Referring to FIG. 5, the first pump gear 50a is the driver gear in meshing engagement with the second pump gear 50b which is the driven gear. The external gears 56a, 56b communicate the fluid around the outside of the gears 50a, 50b to provide the fluid pumping action from the inlet port 30 to the discharge port 32. The gear mesh operates as a seal. Fluid which is not communicated to the discharge port 32 eventually collects within and around the second pump gear 50b and is communicated to a gearbox drain through the internal female spline 54a and the drain aperture 36.

It should be understood that although a particular component arrangement is disclosed in the illustrated embodiment, other arrangements will benefit from the instant invention.

Although particular step sequences are shown, described, and claimed, it should be understood that steps may be performed in any order, separated or combined unless otherwise indicated and will still benefit from the present invention.

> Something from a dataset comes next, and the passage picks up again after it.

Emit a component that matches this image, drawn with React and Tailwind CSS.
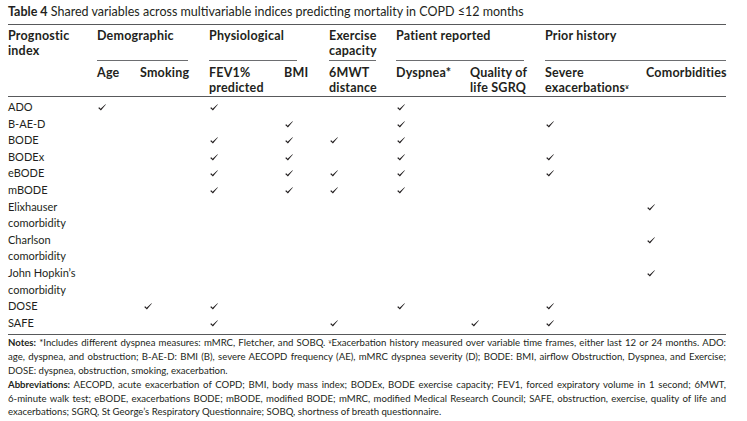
const font = { fontFamily: "Lato, 'Open Sans', 'Liberation Sans', sans-serif" };

const cols = "grid grid-cols-[89px_43px_69px_75px_45px_67px_74px_75px_101px_80px]";

const rows = [
  { name: ["ADO"], checks: [1, 3, 6] },
  { name: ["B-AE-D"], checks: [4, 6, 8] },
  { name: ["BODE"], checks: [3, 4, 5, 6] },
  { name: ["BODEx"], checks: [3, 4, 6, 8] },
  { name: ["eBODE"], checks: [3, 4, 5, 6, 8] },
  { name: ["mBODE"], checks: [3, 4, 5, 6] },
  { name: ["Elixhauser", "comorbidity"], checks: [9] },
  { name: ["Charlson", "comorbidity"], checks: [9] },
  { name: ["John Hopkin\u2019s", "comorbidity"], checks: [9] },
  { name: ["DOSE"], checks: [2, 3, 6, 8] },
  { name: ["SAFE"], checks: [3, 5, 7, 8] },
];

const Check = ({ shift }) => (
  <svg
    width="8"
    height="7"
    viewBox="0 0 8 7"
    className={`mt-[5px] ${shift ? "ml-[4px]" : "ml-[1px]"}`}
  >
    <path d="M0.2 3.9 L1.3 3.2 L2.6 4.7 L7.5 0.2 L7.9 0.5 L2.9 6.6 Z" fill="#231f20" />
  </svg>
);

const GroupHead = ({ span, mr, children }) => (
  <div className={`${span} ${mr} flex flex-col justify-between border-b border-[#6d6e71]`}>
    <div className="pt-[4px] leading-[14.5px]">{children}</div>
  </div>
);

// justified line, like the printed notes
const Line = ({ last, children }) => (
  <div className={last ? "" : "text-justify [text-align-last:justify]"}>{children}</div>
);

export default function App() {
  return (
    <div className="bg-white w-[747px] h-[421px] overflow-hidden text-[#231f20]" style={font}>
      <div className="w-[718px] ml-[8px]">
        {/* Title */}
        <div className="text-[12.5px] leading-[14px] pt-[5px] pb-[5px]">
          <span className="font-bold">Table 4</span> Shared variables across multivariable indices
          predicting mortality in COPD {"\u2264"}12 months
        </div>

        {/* Header */}
        <div className="border-t-[1.5px] border-b border-[#58595b] text-[12.5px] font-bold tracking-[0.2px]">
          <div className={`${cols} h-[36px]`}>
            <div className="pt-[4px] leading-[14.5px]">
              Prognostic
              <br />
              index
            </div>
            <GroupHead span="col-span-2" mr="mr-[21px]">Demographic</GroupHead>
            <GroupHead span="col-span-2" mr="mr-[32px]">Physiological</GroupHead>
            <GroupHead span="col-span-1" mr="mr-[20px]">
              Exercise
              <br />
              capacity
            </GroupHead>
            <GroupHead span="col-span-2" mr="mr-[21px]">Patient reported</GroupHead>
            <GroupHead span="col-span-2" mr="mr-0">Prior history</GroupHead>
          </div>
          <div className={`${cols} h-[35px] pt-[4px] leading-[15px]`}>
            <div />
            <div>Age</div>
            <div>Smoking</div>
            <div>
              FEV1%
              <br />
              predicted
            </div>
            <div>BMI</div>
            <div>
              6MWT
              <br />
              distance
            </div>
            <div>Dyspnea*</div>
            <div>
              Quality of
              <br />
              life SGRQ
            </div>
            <div className="whitespace-nowrap">
              Severe
              <br />
              exacerbations<sup className="text-[6px] font-bold">¥</sup>
            </div>
            <div>Comorbidities</div>
          </div>
        </div>

        {/* Body */}
        <div className="border-b-[1.5px] border-[#58595b] pt-[2px] pb-[3px] text-[11px] leading-[16.6px]">
          {rows.map((r) => (
            <div key={r.name.join(" ")} className={cols}>
              <div>
                {r.name.map((n, i) => (
                  <div key={i}>{n}</div>
                ))}
              </div>
              {[1, 2, 3, 4, 5, 6, 7, 8, 9].map((c) => (
                <div key={c}>{r.checks.includes(c) && <Check shift={c === 2} />}</div>
              ))}
            </div>
          ))}
        </div>

        {/* Notes */}
        <div className="pt-[1px] text-[9.6px] leading-[13.8px] whitespace-nowrap">
          <Line>
            <span className="font-bold">Notes:</span> *Includes different dyspnea measures: mMRC,
            Fletcher, and SOBQ. <sup className="text-[5px]">¥</sup>Exacerbation history measured over
            variable time frames, either last 12 or 24 months. ADO:
          </Line>
          <Line>
            age, dyspnea, and obstruction; B-AE-D: BMI (B), severe AECOPD frequency (AE), mMRC dyspnea
            severity (D); BODE: BMI, airflow Obstruction, Dyspnea, and Exercise;
          </Line>
          <Line last>DOSE: dyspnea, obstruction, smoking, exacerbation.</Line>
          <Line>
            <span className="font-bold">Abbreviations:</span> AECOPD, acute exacerbation of COPD; BMI,
            body mass index; BODEx, BODE exercise capacity; FEV1, forced expiratory volume in 1 second;
            6MWT,
          </Line>
          <Line>
            6-minute walk test; eBODE, exacerbations BODE; mBODE, modified BODE; mMRC, modified Medical
            Research Council; SAFE, obstruction, exercise, quality of life and
          </Line>
          <Line last>
            exacerbations; SGRQ, St George{"\u2019"}s Respiratory Questionnaire; SOBQ, shortness of
            breath questionnaire.
          </Line>
        </div>
      </div>
    </div>
  );
}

The foregoing description is exemplary rather than defined by the limitations within. Many modifications and variations of the present invention are possible in light of the above teachings. The preferred embodiments of this invention have been disclosed, however, one of ordinary skill in the art would recognize that certain modifications would come within the scope of this invention. It is, therefore, to be understood that within the scope of the appended claims, the invention may be practiced otherwise than as specifically described. For that reason the following claims should be studied to determine the true scope and content of this invention.